Mi-août est un temps mort, celui où on peut se livrer au temps et à sa mort lentement, amplement, et je le fais avec urgence, comme on court très vite les premiers mètres d’un marathon, pour en finir (non pas avec le marathon, mais avec soi-même).

La jeune fille dans ce café, qui dit tous les gestes qu’elle fait, et toutes les pensées (je paie maintenant oui je regarde dans mon sac si j’ai la monnaie oui j’ai la monnaie très bien je préfère payer maintenant c’est mieux voilà monsieur je vais lire un peu ici il y a du soleil c’est bien je reste ici une petite heure une heure peut-être deux une heure c’est bien il fait beau encore il ne fait pas trop chaud c’est bien merci monsieur) – sa solitude éclabousse jusqu’ici (elle lit Voyage avec un âne dans les Cévennes.)

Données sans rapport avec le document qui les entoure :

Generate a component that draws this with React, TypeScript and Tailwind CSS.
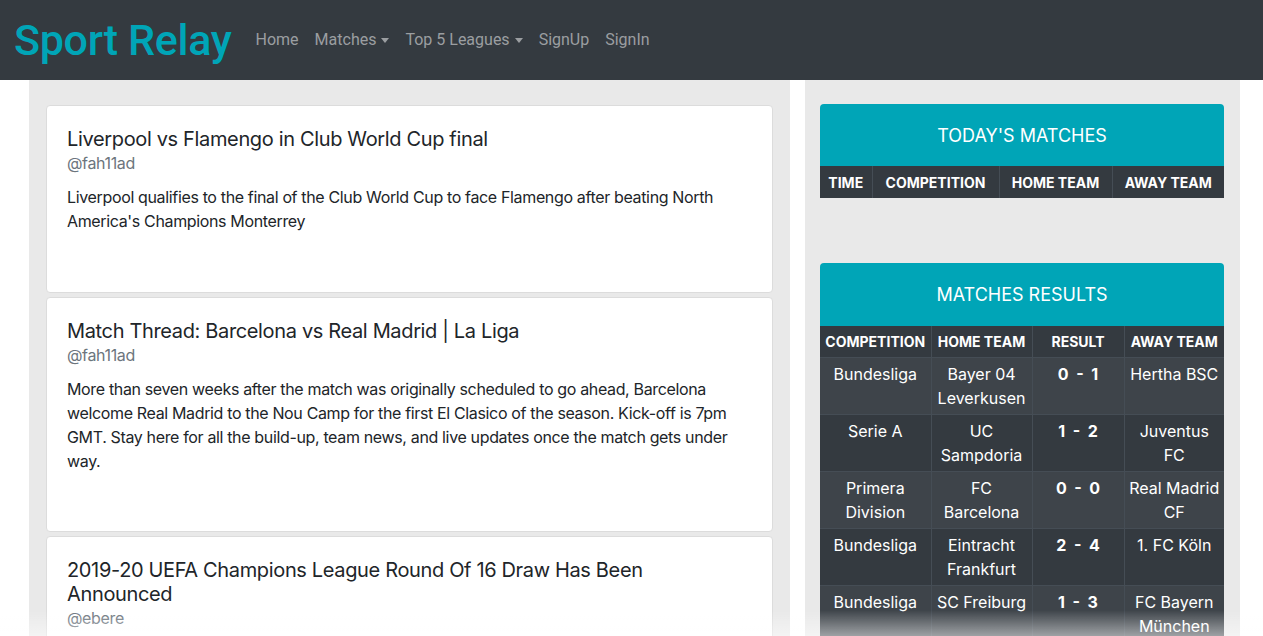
import React from "react";

const articles = [
  {
    title: "Liverpool vs Flamengo in Club World Cup final",
    author: "@fah11ad",
    body: "Liverpool qualifies to the final of the Club World Cup to face Flamengo after beating North America's Champions Monterrey",
  },
  {
    title: "Match Thread: Barcelona vs Real Madrid | La Liga",
    author: "@fah11ad",
    body: "More than seven weeks after the match was originally scheduled to go ahead, Barcelona welcome Real Madrid to the Nou Camp for the first El Clasico of the season. Kick-off is 7pm GMT. Stay here for all the build-up, team news, and live updates once the match gets under way.",
  },
  {
    title: "2019-20 UEFA Champions League Round Of 16 Draw Has Been Announced",
    author: "@ebere",
    body: "The draw for the Round of 16 of the UEFA Champions League has been made in Nyon, Switzerland.",
  },
];

const results = [
  ["Bundesliga", "Bayer 04 Leverkusen", "0 - 1", "Hertha BSC"],
  ["Serie A", "UC Sampdoria", "1 - 2", "Juventus FC"],
  ["Primera Division", "FC Barcelona", "0 - 0", "Real Madrid CF"],
  ["Bundesliga", "Eintracht Frankfurt", "2 - 4", "1. FC Köln"],
  ["Bundesliga", "SC Freiburg", "1 - 3", "FC Bayern München"],
];

function Caret() {
  return (
    <span className="ml-[5px] inline-block h-0 w-0 border-x-[4px] border-t-[5px] border-x-transparent border-t-current align-[3px]" />
  );
}

export default function App() {
  return (
    <div className="min-h-screen bg-white" style={{ fontFamily: "Inter, 'Noto Sans', sans-serif" }}>
      <nav className="flex h-[80px] items-center bg-[#343a40] pl-[14px]" style={{ fontFamily: "Roboto, sans-serif" }}>
        <span className="text-[43px] font-medium leading-none tracking-[-0.3px] text-[#00a5b7]">Sport Relay</span>
        <div className="ml-[24px] flex items-center gap-[16px] text-[16px] text-[#9b9ea1]">
          <span>Home</span>
          <span className="flex items-center">Matches<Caret /></span>
          <span className="flex items-center">Top 5 Leagues<Caret /></span>
          <span>SignUp</span>
          <span>SignIn</span>
        </div>
      </nav>

      <div className="flex pl-[29px]">
        <div className="flex w-[761px] flex-col gap-[4px] bg-[#e9e9e9] px-[17px] pt-[25px] tracking-[-0.35px]">
          {articles.map((a, i) => (
            <div
              key={i}
              className={`rounded-[4px] border border-[#dcdcdc] bg-white px-[20px] pt-[21px] ${i === 0 ? "h-[188px]" : i === 1 ? "h-[235px]" : "h-[240px]"}`}
            >
              <h5 className="text-[20px] leading-[24px] text-[#212529]">{a.title}</h5>
              <div className="text-[16px] leading-[24px] text-[#6c757d]">{a.author}</div>
              <p className="mt-[10px] text-[16px] leading-[24px] text-[#212529]">{a.body}</p>
            </div>
          ))}
        </div>

        <div className="ml-[15px] w-[435px] bg-[#e9e9e9] pl-[15px] pr-[16px] pt-[24px]">
          <div className="flex h-[62px] items-center justify-center rounded-t-[4px] bg-[#00a5b7] text-[18px] text-white">
            TODAY'S MATCHES
          </div>
          <table className="w-full border-collapse bg-[#343a40] text-white">
            <thead>
              <tr className="h-[32px] text-[14px] font-bold">
                <th className="w-[52px] border-r border-[#454d55] px-[5px]">TIME</th>
                <th className="w-[127px] border-r border-[#454d55] px-[5px]">COMPETITION</th>
                <th className="w-[113px] border-r border-[#454d55] px-[5px]">HOME TEAM</th>
                <th className="px-[5px]">AWAY TEAM</th>
              </tr>
            </thead>
          </table>

          <div className="mt-[65px] flex h-[63px] items-center justify-center rounded-t-[4px] bg-[#00a5b7] text-[18px] text-white">
            MATCHES RESULTS
          </div>
          <table className="w-full table-fixed border-collapse bg-[#343a40] text-white">
            <thead>
              <tr className="h-[31px] text-[14px] font-bold">
                <th className="w-[111px] border-r border-[#454d55] px-[4px]">COMPETITION</th>
                <th className="w-[101px] border-r border-[#454d55] px-[4px]">HOME TEAM</th>
                <th className="w-[92px] border-r border-[#454d55] px-[4px]">RESULT</th>
                <th className="px-[4px]">AWAY TEAM</th>
              </tr>
            </thead>
            <tbody>
              {results.map((r, i) => (
                <tr key={i} className={`h-[57px] border-t border-[#454d55] align-top text-[16px] leading-[24px] ${i % 2 === 0 ? "bg-[#3e444a]" : "bg-[#343a40]"}`}>
                  <td className="border-r border-[#454d55] px-[4px] py-[4px] text-center">{r[0]}</td>
                  <td className="border-r border-[#454d55] px-[4px] py-[4px] text-center">{r[1]}</td>
                  <td className="border-r border-[#454d55] px-[4px] py-[4px] text-center font-bold whitespace-pre">{r[2].replace(" - ", "  -  ")}</td>
                  <td className="px-[4px] py-[4px] text-center">{r[3]}</td>
                </tr>
              ))}
            </tbody>
          </table>
        </div>
      </div>

      <div className="pointer-events-none fixed bottom-0 left-0 right-0 h-[26px] bg-linear-to-b from-transparent to-white/50" />
    </div>
  );
}
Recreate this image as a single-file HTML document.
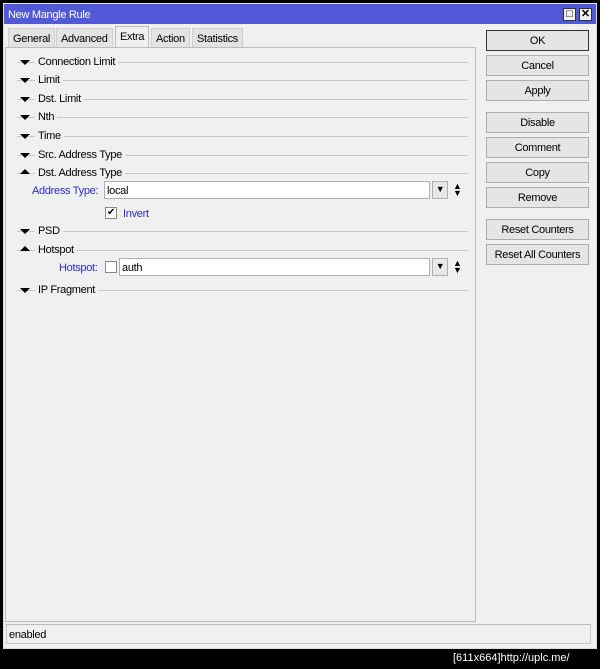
<!DOCTYPE html>
<html><head><style>
*{box-sizing:border-box;margin:0;padding:0}
body{width:600px;height:669px;background:#000;position:relative;overflow:hidden;font-family:"Liberation Sans",sans-serif;font-size:11px;letter-spacing:-0.3px;color:#000}
.a{position:absolute}
.win{left:3px;top:3px;width:594px;height:646px;background:#f0f0f0;border:1px solid #ddd}
.title{left:4px;top:4px;width:592px;height:20px;background:#5259d6;color:#fff;font-size:11px;padding:5px 0 0 4px}
.tb{top:8px;width:13px;height:13px;background:#f0f0f0;border:1px solid #333;font-size:11px;line-height:11px;text-align:center;font-weight:bold;letter-spacing:0}
.tab{top:28px;height:19px;background:#e3e3e3;border:1px solid #d0d0d0;border-bottom:none;padding:4px 4px 0}
.panel{left:5px;top:47px;width:471px;height:575px;border:1px solid #bcbcbc;background:#f0f0f0}
.row{left:17px;height:14px;width:451px}
.row .ln{position:absolute;left:0;right:0;top:7px;border-top:1px solid #c8c8c8}
.row span{position:absolute;top:1px;line-height:13px;background:#f0f0f0;padding:0 3px;left:18px}
.tri{position:absolute;left:3px;top:5px;width:0;height:0;border-left:5px solid transparent;border-right:5px solid transparent}
.dn{border-top:5px solid #000}
.up{border-bottom:5px solid #000;top:3px}
.btn{left:486px;width:103px;height:21px;border:1px solid #adadad;background:#e5e5e5;text-align:center;padding-top:4px}
.lbl{color:#2a2ad0}
.inp{height:18px;background:#fff;border:1px solid #b0b0b0;padding:3px 2px}
.dd{width:16px;height:18px;border:1px solid #b0b0b0;background:#e8e8e8;font-size:9px;text-align:center;line-height:15px}
</style></head><body>
<div class="a win"></div>
<div class="a title">New Mangle Rule</div>
<div class="a tb" style="left:563px">□</div>
<div class="a tb" style="left:579px">✕</div>
<div class="a tab" style="left:8px">General</div>
<div class="a tab" style="left:56px">Advanced</div>
<div class="a tab" style="left:115px;top:26px;height:22px;background:#f0f0f0;border-color:#bcbcbc">Extra</div>
<div class="a tab" style="left:151px">Action</div>
<div class="a tab" style="left:192px">Statistics</div>
<div class="a panel"></div>

<div class="a row" style="top:55px"><div class="ln"></div><i class="tri dn"></i><span>Connection Limit</span></div>
<div class="a row" style="top:73px"><div class="ln"></div><i class="tri dn"></i><span>Limit</span></div>
<div class="a row" style="top:92px"><div class="ln"></div><i class="tri dn"></i><span>Dst. Limit</span></div>
<div class="a row" style="top:110px"><div class="ln"></div><i class="tri dn"></i><span>Nth</span></div>
<div class="a row" style="top:129px"><div class="ln"></div><i class="tri dn"></i><span>Time</span></div>
<div class="a row" style="top:148px"><div class="ln"></div><i class="tri dn"></i><span>Src. Address Type</span></div>
<div class="a row" style="top:166px"><div class="ln"></div><i class="tri up"></i><span>Dst. Address Type</span></div>
<div class="a lbl" style="left:32px;top:185px">Address Type:</div>
<div class="a inp" style="left:104px;top:181px;width:326px">local</div>
<div class="a dd" style="left:432px;top:181px">▼</div>
<div class="a" style="left:453px;top:183px;font-size:9px;line-height:7px">▲<br>▼</div>
<div class="a" style="left:105px;top:207px;width:12px;height:12px;border:1px solid #888;background:#fff;font-size:10px;line-height:10px;text-align:center">✔</div>
<div class="a lbl" style="left:123px;top:208px">Invert</div>
<div class="a row" style="top:224px"><div class="ln"></div><i class="tri dn"></i><span>PSD</span></div>
<div class="a row" style="top:243px"><div class="ln"></div><i class="tri up"></i><span>Hotspot</span></div>
<div class="a lbl" style="left:59px;top:262px">Hotspot:</div>
<div class="a" style="left:105px;top:261px;width:12px;height:12px;border:1px solid #888;background:#fff"></div>
<div class="a inp" style="left:119px;top:258px;width:311px">auth</div>
<div class="a dd" style="left:432px;top:258px">▼</div>
<div class="a" style="left:453px;top:260px;font-size:9px;line-height:7px">▲<br>▼</div>
<div class="a row" style="top:283px"><div class="ln"></div><i class="tri dn"></i><span>IP Fragment</span></div>

<div class="a btn" style="top:30px;border-color:#333">OK</div>
<div class="a btn" style="top:55px">Cancel</div>
<div class="a btn" style="top:80px">Apply</div>
<div class="a btn" style="top:112px">Disable</div>
<div class="a btn" style="top:137px">Comment</div>
<div class="a btn" style="top:162px">Copy</div>
<div class="a btn" style="top:187px">Remove</div>
<div class="a btn" style="top:219px">Reset Counters</div>
<div class="a btn" style="top:244px">Reset All Counters</div>

<div class="a" style="left:6px;top:624px;width:585px;height:20px;border:1px solid #c8c8c8;border-top-color:#bbb;padding:4px 2px">enabled</div>
<div class="a" style="left:453px;top:652px;color:#fff;font-size:11px;letter-spacing:0">[611x664]http://uplc.me/</div>
</body></html>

Il y a dans les derniers jours du mois d’août 1870, une chaleur écrasante - je le devine. J’ai cherché la météo du 29 août 1870 sans trouver. C’est là qu’on écrit, peut-être.

Il n’y a personne ici. L’issue de ces jours m’est incertaine, je sais pourtant que cela commencera par regarder dans le ciel pour voir où se lève le soleil ici et où il se couche. Quelque part où je ne suis pas, sans doute. Et planter un arbre.